The name has been written a dozen different ways across two and a half millennia. Muru in Zoroastrian texts. Margiana carved into rock at Behistun, Iran, twenty-five hundred years ago. Merv, Maru, Mary. Some scholars trace the root to a word meaning "green field" or "grassland," which sounds improbable until you see the irrigated strip along the Murgab River, a corridor of cultivation cut through the Karakum Desert that has sustained human settlement since the Bronze Age.
Thirty kilometers from modern Mary lie the ruins of one of antiquity's great cities. Merv was an oasis metropolis on the Silk Road, a place where caravans carrying silk, spices, and ideas paused between East and West. In the thirteenth century, the Mongols annihilated its population. The city revived slowly, only to suffer again at the hands of nomadic Teke raiders in the nineteenth century. By 1882, the British journalist Edmund O'Donovan described what remained as a shadow of its former self. Two years later, Imperial Russia established a military and administrative post nearby, naming it after the ancient city. The Russian occupation triggered the Panjdeh incident of 1885, a confrontation between Russian and Afghan forces over border territory that brought the British and Russian empires to the brink of war.
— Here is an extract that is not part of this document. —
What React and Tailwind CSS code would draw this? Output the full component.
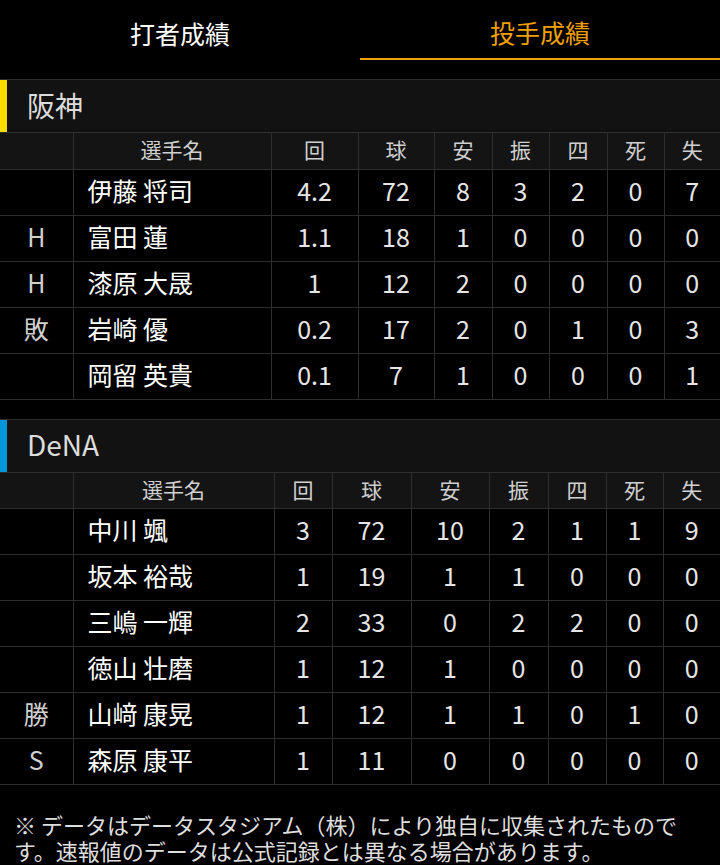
import React from "react";

const font = { fontFamily: '"Noto Sans CJK JP", "Noto Sans", sans-serif' };

const heads = ["回", "球", "安", "振", "四", "死", "失"];

const teams = [
  {
    name: "阪神",
    bar: "bg-[#ffdc00]",
    cols: [73, 198, 87, 76, 58, 57, 58, 57, 56],
    rows: [
      ["", "伊藤 将司", "4.2", "72", "8", "3", "2", "0", "7"],
      ["H", "富田 蓮", "1.1", "18", "1", "0", "0", "0", "0"],
      ["H", "漆原 大晟", "1", "12", "2", "0", "0", "0", "0"],
      ["敗", "岩崎 優", "0.2", "17", "2", "0", "1", "0", "3"],
      ["", "岡留 英貴", "0.1", "7", "1", "0", "0", "0", "1"],
    ],
  },
  {
    name: "DeNA",
    bar: "bg-[#0096dc]",
    cols: [73, 201, 58, 79, 78, 59, 58, 57, 57],
    rows: [
      ["", "中川 颯", "3", "72", "10", "2", "1", "1", "9"],
      ["", "坂本 裕哉", "1", "19", "1", "1", "0", "0", "0"],
      ["", "三嶋 一輝", "2", "33", "0", "2", "2", "0", "0"],
      ["", "徳山 壮磨", "1", "12", "1", "0", "0", "0", "0"],
      ["勝", "山﨑 康晃", "1", "12", "1", "1", "0", "1", "0"],
      ["S", "森原 康平", "1", "11", "0", "0", "0", "0", "0"],
    ],
  },
];

function TeamTable({ team }) {
  return (
    <section className="mt-[19px]">
      <div className="flex h-[54px] items-center border-t border-b border-[#2e2e2e] bg-[#121212]">
        <div className={`h-full w-[7px] ${team.bar}`} />
        <h2 className="pb-[3px] pl-[20px] text-[28px] text-[#dcdcdc] leading-none">{team.name}</h2>
      </div>
      <table className="w-full table-fixed border-collapse">
        <colgroup>
          {team.cols.map((w, i) => (
            <col key={i} style={{ width: w }} />
          ))}
        </colgroup>
        <thead>
          <tr className="h-[36px] bg-[#141414] text-[21px] text-[#cfcfcf]">
            <th className="border-r border-b border-[#2e2e2e] font-normal"></th>
            <th className="border-r border-b border-[#2e2e2e] pb-[2px] font-normal">選手名</th>
            {heads.map((h, i) => (
              <th
                key={h}
                className={`border-b border-[#2e2e2e] pb-[2px] font-normal ${i < heads.length - 1 ? "border-r" : ""}`}
              >
                {h}
              </th>
            ))}
          </tr>
        </thead>
        <tbody>
          {team.rows.map((r, ri) => (
            <tr key={ri} className="h-[46px] text-[25px]">
              <td className="border-r border-b border-[#2e2e2e] pb-[3px] text-center text-[#d0d0d0]">{r[0]}</td>
              <td className="border-r border-b border-[#2e2e2e] pb-[3px] pl-[14px] text-white">{r[1]}</td>
              {r.slice(2).map((v, i) => (
                <td
                  key={i}
                  className={`border-b border-[#2e2e2e] pb-[3px] text-center text-[#e6e6e6] ${i < 6 ? "border-r" : ""}`}
                >
                  {v}
                </td>
              ))}
            </tr>
          ))}
        </tbody>
      </table>
    </section>
  );
}

export default function App() {
  return (
    <div className="min-h-[865px] w-[720px] bg-black" style={font}>
      <div className="flex h-[60px]">
        <div className="flex flex-1 items-center justify-center pt-[8px] text-[25px] text-white">打者成績</div>
        <div className="flex flex-1 items-center justify-center border-b-2 border-[#f0a000] pt-[8px] text-[25px] text-[#f0a000]">
          投手成績
        </div>
      </div>
      {teams.map((t) => (
        <TeamTable key={t.name} team={t} />
      ))}
      <p className="pt-[26px] pl-[14px] pr-[30px] text-[22px] leading-[26px] text-[#dedede]">
        ※ データはデータスタジアム（株）により独自に収集されたものです。速報値のデータは公式記録とは異なる場合があります。
      </p>
    </div>
  );
}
Mary's modern history reads like a compressed survey of Central Asian geopolitics. In August 1918, forty Punjabi soldiers of the British Indian Army and a British officer engaged the Bolsheviks near the city, marking the first direct clash between British and Russian troops since the Crimean War. The Soviet Union later developed the surrounding region into a major cotton-producing zone, channeling water through an expanding network of irrigation canals. In 1968, enormous natural gas reserves were discovered twenty kilometers west of the city in the Shatlyk Gas Field, transforming Mary's economic identity. After Turkmen independence in 1991, Mary became the capital of its province on May 18, 1992, and the city entered yet another chapter of reinvention.
The 2000s brought a building campaign that reshaped Mary's skyline. A new airport terminal, a theater, and a forty-two-meter-tall spherical library supported by sixty-two columns appeared across the city. The library, which opened in October 2011, holds space for three million books and features a telescope beneath a dome shaped like tulip petals. The Gurbanguly Hajji Mosque, a new historical museum costing eighteen million dollars, the Margush Hotel, a stadium, an equestrian complex, and a new railway station followed. In 2012, Mary was declared a cultural capital of the Commonwealth of Independent States. The city also erected a three-story artificial yurt in 2015 for large events. These structures reflect the monumental architectural style that defines Turkmenistan under President Gurbanguly Berdimuhamedow.
With a population of roughly 167,000 as of 2022, Mary is Turkmenistan's fourth-largest city and a significant industrial center. Natural gas and cotton drive the economy, ranking among the nation's top export earners. The city also serves as a trade hub for cereals, hides, and wool. A six-hundred-kilometer motorway links Mary to the capital, Ashgabat, and to the city of Tejen. The climate is unforgiving: hot arid conditions bring sweltering summers, cool winters, and almost no humidity. What little precipitation falls arrives in late winter and early spring.
Mary has produced a surprisingly varied roster of notable figures. Yelena Bonner, the Soviet and Russian human rights activist, was born here. So was Eduard Asadov, the poet who lost his sight in World War II and became one of the most widely read authors in the Soviet Union. The city's football team, Merw FK, carries the name of the ancient city. Perhaps the most striking local tradition belongs to Turkmen Keraites who maintain a Nestorian Christian belief that the Tomb of the Virgin Mary is located in their city, connecting this Central Asian oasis to a spiritual geography that spans continents. Sister city relationships with Jeddah, Samarkand, Xi'an, and Oryol reinforce the sense that Mary, despite its isolation, has always looked outward.
Located at 37.60N, 61.83E on the Murgab River in the Karakum Desert, central Turkmenistan. Mary Airport (UTAM) is the nearest facility. From altitude, the city appears as a green irrigated patch against the tan desert, with the Murgab River running through it. The ruins of ancient Merv are visible approximately 30 km to the east. Recommended viewing altitude: 5,000-10,000 feet for city context, 15,000+ feet to see the contrast between irrigated oasis and surrounding desert. Summers bring extreme heat and haze; winter and spring offer clearer visibility.